▶ Goal of the exercise: Type out every line below exactly as it reads.

▶ Given material:
■ ■ ■ ■ ■

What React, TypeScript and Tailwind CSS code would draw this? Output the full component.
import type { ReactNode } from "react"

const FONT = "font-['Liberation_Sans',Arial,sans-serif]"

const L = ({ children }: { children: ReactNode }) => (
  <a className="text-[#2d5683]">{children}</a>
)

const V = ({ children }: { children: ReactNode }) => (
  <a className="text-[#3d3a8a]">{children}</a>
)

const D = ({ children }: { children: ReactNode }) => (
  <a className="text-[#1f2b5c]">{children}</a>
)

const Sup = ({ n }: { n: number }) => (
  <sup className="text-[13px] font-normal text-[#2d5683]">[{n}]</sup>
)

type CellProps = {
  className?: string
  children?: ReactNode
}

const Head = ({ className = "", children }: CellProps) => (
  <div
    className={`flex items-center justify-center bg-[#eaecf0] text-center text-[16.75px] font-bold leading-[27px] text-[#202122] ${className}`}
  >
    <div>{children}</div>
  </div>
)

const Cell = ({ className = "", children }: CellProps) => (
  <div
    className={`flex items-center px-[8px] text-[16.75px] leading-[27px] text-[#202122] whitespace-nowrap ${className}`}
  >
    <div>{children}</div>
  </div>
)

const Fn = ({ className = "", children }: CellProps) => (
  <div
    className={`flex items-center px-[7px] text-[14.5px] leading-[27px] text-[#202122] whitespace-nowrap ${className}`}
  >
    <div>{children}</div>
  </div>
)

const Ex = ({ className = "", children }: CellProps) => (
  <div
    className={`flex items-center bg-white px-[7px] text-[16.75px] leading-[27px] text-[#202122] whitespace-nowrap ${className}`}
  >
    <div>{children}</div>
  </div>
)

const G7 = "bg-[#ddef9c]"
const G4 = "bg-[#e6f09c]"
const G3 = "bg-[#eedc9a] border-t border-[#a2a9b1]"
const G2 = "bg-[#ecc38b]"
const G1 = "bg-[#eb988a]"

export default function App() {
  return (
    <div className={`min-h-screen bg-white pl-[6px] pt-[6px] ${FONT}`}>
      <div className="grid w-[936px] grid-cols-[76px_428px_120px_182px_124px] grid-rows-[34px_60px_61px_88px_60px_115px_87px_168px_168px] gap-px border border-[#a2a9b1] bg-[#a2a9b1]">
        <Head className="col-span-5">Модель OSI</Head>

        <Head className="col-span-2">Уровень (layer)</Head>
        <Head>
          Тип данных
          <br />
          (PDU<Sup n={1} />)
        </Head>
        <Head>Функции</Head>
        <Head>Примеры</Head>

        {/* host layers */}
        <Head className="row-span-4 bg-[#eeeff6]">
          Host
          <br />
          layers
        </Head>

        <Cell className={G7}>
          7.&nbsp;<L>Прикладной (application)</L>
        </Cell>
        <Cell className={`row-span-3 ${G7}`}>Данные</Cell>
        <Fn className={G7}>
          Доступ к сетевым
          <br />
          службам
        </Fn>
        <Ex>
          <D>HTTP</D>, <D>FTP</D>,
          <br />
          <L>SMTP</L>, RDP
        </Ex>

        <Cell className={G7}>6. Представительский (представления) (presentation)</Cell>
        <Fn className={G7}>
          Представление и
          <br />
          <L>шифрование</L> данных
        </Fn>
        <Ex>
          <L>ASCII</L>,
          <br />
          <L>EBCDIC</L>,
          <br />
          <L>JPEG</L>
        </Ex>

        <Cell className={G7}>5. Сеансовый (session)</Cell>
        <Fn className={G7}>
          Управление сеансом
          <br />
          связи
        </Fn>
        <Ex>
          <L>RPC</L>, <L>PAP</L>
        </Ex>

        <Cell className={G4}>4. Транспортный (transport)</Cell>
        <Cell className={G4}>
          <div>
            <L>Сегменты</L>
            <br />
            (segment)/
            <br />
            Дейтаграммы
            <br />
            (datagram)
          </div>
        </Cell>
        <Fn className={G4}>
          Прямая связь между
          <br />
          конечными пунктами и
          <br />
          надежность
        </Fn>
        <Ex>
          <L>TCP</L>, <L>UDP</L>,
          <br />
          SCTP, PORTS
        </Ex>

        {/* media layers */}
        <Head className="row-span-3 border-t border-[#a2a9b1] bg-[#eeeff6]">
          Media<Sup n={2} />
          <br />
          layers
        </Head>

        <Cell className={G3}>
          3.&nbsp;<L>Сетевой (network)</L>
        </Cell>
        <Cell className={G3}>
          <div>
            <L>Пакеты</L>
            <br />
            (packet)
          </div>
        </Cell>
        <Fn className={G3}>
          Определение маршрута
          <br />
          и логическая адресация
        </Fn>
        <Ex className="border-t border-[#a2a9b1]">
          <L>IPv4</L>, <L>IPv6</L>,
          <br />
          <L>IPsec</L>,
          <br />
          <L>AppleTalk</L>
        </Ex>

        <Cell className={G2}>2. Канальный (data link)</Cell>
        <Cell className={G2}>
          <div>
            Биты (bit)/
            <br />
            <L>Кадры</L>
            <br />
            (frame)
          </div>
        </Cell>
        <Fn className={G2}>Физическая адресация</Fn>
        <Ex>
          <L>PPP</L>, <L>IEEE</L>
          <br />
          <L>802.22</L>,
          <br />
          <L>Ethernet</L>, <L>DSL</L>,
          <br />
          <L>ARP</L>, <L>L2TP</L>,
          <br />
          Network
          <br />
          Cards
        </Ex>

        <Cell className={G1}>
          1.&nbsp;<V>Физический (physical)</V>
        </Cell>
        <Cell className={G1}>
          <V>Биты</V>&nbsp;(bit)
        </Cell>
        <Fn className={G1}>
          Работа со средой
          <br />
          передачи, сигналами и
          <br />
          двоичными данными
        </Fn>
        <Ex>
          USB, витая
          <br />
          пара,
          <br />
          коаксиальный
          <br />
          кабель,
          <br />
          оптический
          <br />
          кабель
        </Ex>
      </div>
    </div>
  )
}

■ ■ ■ ■ ■

▶ Worked solution:
What React, TypeScript and Tailwind CSS code would draw this? Output the full component.
import type { ReactNode } from "react"

const FONT = "font-['Liberation_Sans',Arial,sans-serif]"

const L = ({ children }: { children: ReactNode }) => (
  <a className="text-[#2d5683]">{children}</a>
)

const V = ({ children }: { children: ReactNode }) => (
  <a className="text-[#3d3a8a]">{children}</a>
)

const D = ({ children }: { children: ReactNode }) => (
  <a className="text-[#1f2b5c]">{children}</a>
)

const Sup = ({ n }: { n: number }) => (
  <sup className="text-[13px] font-normal text-[#2d5683]">[{n}]</sup>
)

type CellProps = {
  className?: string
  children?: ReactNode
}

const Head = ({ className = "", children }: CellProps) => (
  <div
    className={`flex items-center justify-center bg-[#eaecf0] text-center text-[16.75px] font-bold leading-[27px] text-[#202122] ${className}`}
  >
    <div>{children}</div>
  </div>
)

const Cell = ({ className = "", children }: CellProps) => (
  <div
    className={`flex items-center px-[8px] text-[16.75px] leading-[27px] text-[#202122] whitespace-nowrap ${className}`}
  >
    <div>{children}</div>
  </div>
)

const Fn = ({ className = "", children }: CellProps) => (
  <div
    className={`flex items-center px-[7px] text-[14.5px] leading-[27px] text-[#202122] whitespace-nowrap ${className}`}
  >
    <div>{children}</div>
  </div>
)

const Ex = ({ className = "", children }: CellProps) => (
  <div
    className={`flex items-center bg-white px-[7px] text-[16.75px] leading-[27px] text-[#202122] whitespace-nowrap ${className}`}
  >
    <div>{children}</div>
  </div>
)

const G7 = "bg-[#ddef9c]"
const G4 = "bg-[#e6f09c]"
const G3 = "bg-[#eedc9a] border-t border-[#a2a9b1]"
const G2 = "bg-[#ecc38b]"
const G1 = "bg-[#eb988a]"

export default function App() {
  return (
    <div className={`min-h-screen bg-white pl-[6px] pt-[6px] ${FONT}`}>
      <div className="grid w-[936px] grid-cols-[76px_428px_120px_182px_124px] grid-rows-[34px_60px_61px_88px_60px_115px_87px_168px_168px] gap-px border border-[#a2a9b1] bg-[#a2a9b1]">
        <Head className="col-span-5">Модель OSI</Head>

        <Head className="col-span-2">Уровень (layer)</Head>
        <Head>
          Тип данных
          <br />
          (PDU<Sup n={1} />)
        </Head>
        <Head>Функции</Head>
        <Head>Примеры</Head>

        {/* host layers */}
        <Head className="row-span-4 bg-[#eeeff6]">
          Host
          <br />
          layers
        </Head>

        <Cell className={G7}>
          7.&nbsp;<L>Прикладной (application)</L>
        </Cell>
        <Cell className={`row-span-3 ${G7}`}>Данные</Cell>
        <Fn className={G7}>
          Доступ к сетевым
          <br />
          службам
        </Fn>
        <Ex>
          <D>HTTP</D>, <D>FTP</D>,
          <br />
          <L>SMTP</L>, RDP
        </Ex>

        <Cell className={G7}>6. Представительский (представления) (presentation)</Cell>
        <Fn className={G7}>
          Представление и
          <br />
          <L>шифрование</L> данных
        </Fn>
        <Ex>
          <L>ASCII</L>,
          <br />
          <L>EBCDIC</L>,
          <br />
          <L>JPEG</L>
        </Ex>

        <Cell className={G7}>5. Сеансовый (session)</Cell>
        <Fn className={G7}>
          Управление сеансом
          <br />
          связи
        </Fn>
        <Ex>
          <L>RPC</L>, <L>PAP</L>
        </Ex>

        <Cell className={G4}>4. Транспортный (transport)</Cell>
        <Cell className={G4}>
          <div>
            <L>Сегменты</L>
            <br />
            (segment)/
            <br />
            Дейтаграммы
            <br />
            (datagram)
          </div>
        </Cell>
        <Fn className={G4}>
          Прямая связь между
          <br />
          конечными пунктами и
          <br />
          надежность
        </Fn>
        <Ex>
          <L>TCP</L>, <L>UDP</L>,
          <br />
          SCTP, PORTS
        </Ex>

        {/* media layers */}
        <Head className="row-span-3 border-t border-[#a2a9b1] bg-[#eeeff6]">
          Media<Sup n={2} />
          <br />
          layers
        </Head>

        <Cell className={G3}>
          3.&nbsp;<L>Сетевой (network)</L>
        </Cell>
        <Cell className={G3}>
          <div>
            <L>Пакеты</L>
            <br />
            (packet)
          </div>
        </Cell>
        <Fn className={G3}>
          Определение маршрута
          <br />
          и логическая адресация
        </Fn>
        <Ex className="border-t border-[#a2a9b1]">
          <L>IPv4</L>, <L>IPv6</L>,
          <br />
          <L>IPsec</L>,
          <br />
          <L>AppleTalk</L>
        </Ex>

        <Cell className={G2}>2. Канальный (data link)</Cell>
        <Cell className={G2}>
          <div>
            Биты (bit)/
            <br />
            <L>Кадры</L>
            <br />
            (frame)
          </div>
        </Cell>
        <Fn className={G2}>Физическая адресация</Fn>
        <Ex>
          <L>PPP</L>, <L>IEEE</L>
          <br />
          <L>802.22</L>,
          <br />
          <L>Ethernet</L>, <L>DSL</L>,
          <br />
          <L>ARP</L>, <L>L2TP</L>,
          <br />
          Network
          <br />
          Cards
        </Ex>

        <Cell className={G1}>
          1.&nbsp;<V>Физический (physical)</V>
        </Cell>
        <Cell className={G1}>
          <V>Биты</V>&nbsp;(bit)
        </Cell>
        <Fn className={G1}>
          Работа со средой
          <br />
          передачи, сигналами и
          <br />
          двоичными данными
        </Fn>
        <Ex>
          USB, витая
          <br />
          пара,
          <br />
          коаксиальный
          <br />
          кабель,
          <br />
          оптический
          <br />
          кабель
        </Ex>
      </div>
    </div>
  )
}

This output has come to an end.